Bienvenue dans notre rubrique "Entretien avec ..." qui complète les pages d'un carnet de voyage, dont l'ambition est l'immersion de notre auditoire dans les coulisses de Microland et celui du monde du vivant.


Alain Coache a consacré sa vie à l’entomologie, développant une fascination pour les insectes de l'Afrique de l'Ouest. Spécialisé dans les Coléoptères et les rhopalocères de cette région, il est devenu un maillon essentiel à la contribution de la connaissance de ces espèces.


Ses voyages et recherches lui ont permis de réaliser un ouvrage intitulé

« Atlas illustré des rhopalocères du Bénin », publié par le Centre d’Etudes et de Recherches Entomologiques Béninois, Université d’Abomey-Calavi. Co-écrit avec Bernard Rainon et Antonio Sinzogan, ce magnifique atlas spécialisé dans les rhopalocères du Benin leur a valu le Prix Constant en 2017.


Ce qui me passionne dans ce métier est, pour commencer, la préparation des expéditions, la recherche bibliographique et enfin le départ des expéditions et l’aventure qui s’ensuit.

Nous avons eu la chance de réaliser un entretien avec lui, que nous sommes ravis de partager aujourd'hui avec vous. Alain apporte un soutien immense à notre organisation de part son savoir et son désir de transmettre. Avec nous, il tire la sonnette d'alarme sur les conséquences du changement climatique.


Alain Coache dans la forêt innondée de Lokoli, Bénin

Microland : Alain, vous êtes Chercheur en entomologie, votre expérience se fondant sur la recherche d’études entomologiques sur le terrain, principalement en Afrique de l'Ouest. Racontez-nous votre parcours et comment s’est déroulé le début de votre collaboration avec Microland ?

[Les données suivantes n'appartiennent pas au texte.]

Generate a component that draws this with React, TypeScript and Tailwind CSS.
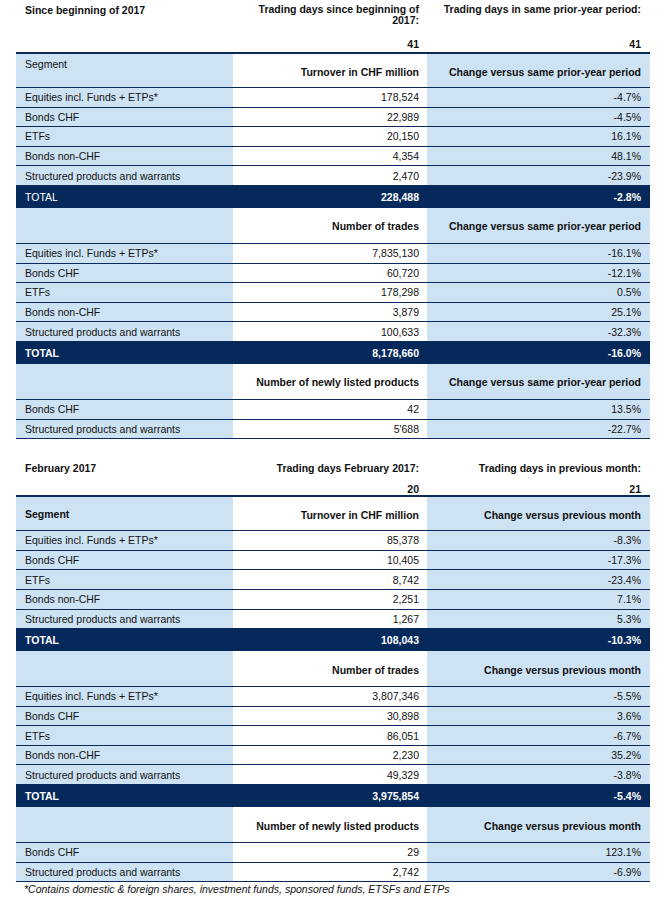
import React from "react";

type Row = [string, string, string];

const cols = "grid grid-cols-[217px_194px_223px]";

const DataRow = ({ row }: { row: Row }) => (
  <div className={`${cols} h-[19.6px] border-b border-[#0b2a57]`}>
    <div className="flex items-center bg-[#cde3f4] pl-[9px]">{row[0]}</div>
    <div className="flex items-center justify-end bg-white pr-[8px]">{row[1]}</div>
    <div className="flex items-center justify-end bg-[#cde3f4] pr-[9px]">{row[2]}</div>
  </div>
);

const TotalRow = ({ row, boldLabel }: { row: Row; boldLabel?: boolean }) => (
  <div className={`${cols} h-[22px] bg-[#05295a] text-white`}>
    <div className={`flex items-center pl-[9px] ${boldLabel ? "font-bold" : ""}`}>{row[0]}</div>
    <div className="flex items-center justify-end pr-[8px] font-bold">{row[1]}</div>
    <div className="flex items-center justify-end pr-[9px] font-bold">{row[2]}</div>
  </div>
);

interface HeadProps {
  label?: string;
  mid: string;
  right: string;
  first?: boolean;
  boldLabel?: boolean;
}

const HeadRow = ({ label, mid, right, first, boldLabel }: HeadProps) => (
  <div
    className={`${cols} h-[36px] border-b border-[#0b2a57] ${first ? "border-t-2" : ""}`}
  >
    <div
      className={`flex bg-[#cde3f4] pl-[9px] ${
        boldLabel ? "items-center font-bold" : "items-start pt-[4px]"
      }`}
    >
      {label}
    </div>
    <div className="flex items-center justify-end bg-white pr-[8px] pt-[2px] font-bold">{mid}</div>
    <div className="flex items-center justify-end bg-[#cde3f4] pr-[9px] pt-[2px] font-bold">{right}</div>
  </div>
);

const t1turnover: Row[] = [
  ["Equities incl. Funds + ETPs*", "178,524", "-4.7%"],
  ["Bonds CHF", "22,989", "-4.5%"],
  ["ETFs", "20,150", "16.1%"],
  ["Bonds non-CHF", "4,354", "48.1%"],
  ["Structured products and warrants", "2,470", "-23.9%"],
];
const t1trades: Row[] = [
  ["Equities incl. Funds + ETPs*", "7,835,130", "-16.1%"],
  ["Bonds CHF", "60,720", "-12.1%"],
  ["ETFs", "178,298", "0.5%"],
  ["Bonds non-CHF", "3,879", "25.1%"],
  ["Structured products and warrants", "100,633", "-32.3%"],
];
const t1listed: Row[] = [
  ["Bonds CHF", "42", "13.5%"],
  ["Structured products and warrants", "5'688", "-22.7%"],
];

const t2turnover: Row[] = [
  ["Equities incl. Funds + ETPs*", "85,378", "-8.3%"],
  ["Bonds CHF", "10,405", "-17.3%"],
  ["ETFs", "8,742", "-23.4%"],
  ["Bonds non-CHF", "2,251", "7.1%"],
  ["Structured products and warrants", "1,267", "5.3%"],
];
const t2trades: Row[] = [
  ["Equities incl. Funds + ETPs*", "3,807,346", "-5.5%"],
  ["Bonds CHF", "30,898", "3.6%"],
  ["ETFs", "86,051", "-6.7%"],
  ["Bonds non-CHF", "2,230", "35.2%"],
  ["Structured products and warrants", "49,329", "-3.8%"],
];
const t2listed: Row[] = [
  ["Bonds CHF", "29", "123.1%"],
  ["Structured products and warrants", "2,742", "-6.9%"],
];

export default function App() {
  const prior = "Change versus same prior-year period";
  const prev = "Change versus previous month";
  return (
    <div
      className="w-[666px] h-[903px] bg-white px-[16px] text-[10.5px] leading-[12px] text-[#111]"
      style={{ fontFamily: '"Liberation Sans", Arial, sans-serif' }}
    >
      {/* since beginning of year */}
      <div className={`${cols} h-[52px] pt-[4px] font-bold`}>
        <div className="pl-[9px]">Since beginning of 2017</div>
        <div className="flex flex-col items-end pr-[8px] text-right">
          <div className="h-[34px] leading-[11px]">Trading days since beginning of 2017:</div>
          <div>41</div>
        </div>
        <div className="flex flex-col items-end pr-[9px] text-right">
          <div className="h-[34px] leading-[11px]">Trading days in same prior-year period:</div>
          <div>41</div>
        </div>
      </div>
      <HeadRow first label="Segment" mid="Turnover in CHF million" right={prior} />
      {t1turnover.map((r) => (
        <DataRow key={r[0]} row={r} />
      ))}
      <TotalRow row={["TOTAL", "228,488", "-2.8%"]} />
      <HeadRow mid="Number of trades" right={prior} />
      {t1trades.map((r) => (
        <DataRow key={r[0]} row={r} />
      ))}
      <TotalRow boldLabel row={["TOTAL", "8,178,660", "-16.0%"]} />
      <HeadRow mid="Number of newly listed products" right={prior} />
      {t1listed.map((r) => (
        <DataRow key={r[0]} row={r} />
      ))}

      {/* february */}
      <div className={`${cols} h-[56px] pt-[23px] font-bold`}>
        <div className="pl-[9px]">February 2017</div>
        <div className="flex flex-col items-end pr-[8px] text-right">
          <div className="h-[21px]">Trading days February 2017:</div>
          <div>20</div>
        </div>
        <div className="flex flex-col items-end pr-[9px] text-right">
          <div className="h-[21px]">Trading days in previous month:</div>
          <div>21</div>
        </div>
      </div>
      <HeadRow first boldLabel label="Segment" mid="Turnover in CHF million" right={prev} />
      {t2turnover.map((r) => (
        <DataRow key={r[0]} row={r} />
      ))}
      <TotalRow boldLabel row={["TOTAL", "108,043", "-10.3%"]} />
      <HeadRow mid="Number of trades" right={prev} />
      {t2trades.map((r) => (
        <DataRow key={r[0]} row={r} />
      ))}
      <TotalRow boldLabel row={["TOTAL", "3,975,854", "-5.4%"]} />
      <HeadRow mid="Number of newly listed products" right={prev} />
      {t2listed.map((r) => (
        <DataRow key={r[0]} row={r} />
      ))}
      <p className="pl-[8px] pt-[1px] italic">
        *Contains domestic &amp; foreign shares, investment funds, sponsored funds, ETSFs and ETPs
      </p>
    </div>
  );
}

Alain Coache : Bonjour, en effet l’entomologie est ma grande passion, étant entièrement autodidacte. Je fais mes recherches en Afrique de l’Ouest depuis maintenant plus de 20 ans. J’ai étudié la faune du Sénégal durant presque une décennie, où j’y ai découvert de nombreuses nouvelles espèces, ainsi que de nombreuses espèces citées pour la première fois au Sénégal ou même en Afrique de l’Ouest. Ensuite durant quelques mois, j’ai prospecté dans la plupart des pays de la sous-région (les pays ouverts, car le climat politique est tellement sensible dans certains secteurs que certains pays ne peuvent être prospectés). Puis, durant plus de 10 ans, j’ai prospecté au Bénin où là, pareil, aucunes études sérieuses n’avaient été entreprises car sois disant dans le « Dahomey Gap », le Couloir du Dahomey, couloir qui sépare les deux grands blocs forestier d’Afrique, il n’y a presque rien à trouver car pas de grandes forêts…. Et pourtant… Nous y avons, avec mon collaborateur sur le terrain, découvert de nombreuses espèces nouvelles, nous y avons décrit de nombreuses espèces de coléoptères, quelques espèces de papillons et également des libellules, des Ascalaphes, des fourmis-lions, etc. Nous y avons même publié un livre sur les papillons de ce petit pays où y figure plus de

3 200 photos….


Extrait de l'Atlas illustré des rhopalocères du Bénin

J’ai connu l’association Microland, il y a deux ans lors de l’organisation pour la première expédition à São Tomé où je devais faire partie des chercheurs pour cette première sortie, mais c’était déjà trop tard, il n’y avait plus de place dans l’avion… Je suis donc resté au Bénin pour mes études en cours. Pour la deuxième expédition où là aussi, je devais faire parti des scientifiques embarqués pour l’aventure, mais je n’étais alors pas disponible, étant déjà en expédition au Bénin, où il reste encore tant à faire… Normalement, je serai en mesure de faire partie de la troisième expédition à venir à São Tomé….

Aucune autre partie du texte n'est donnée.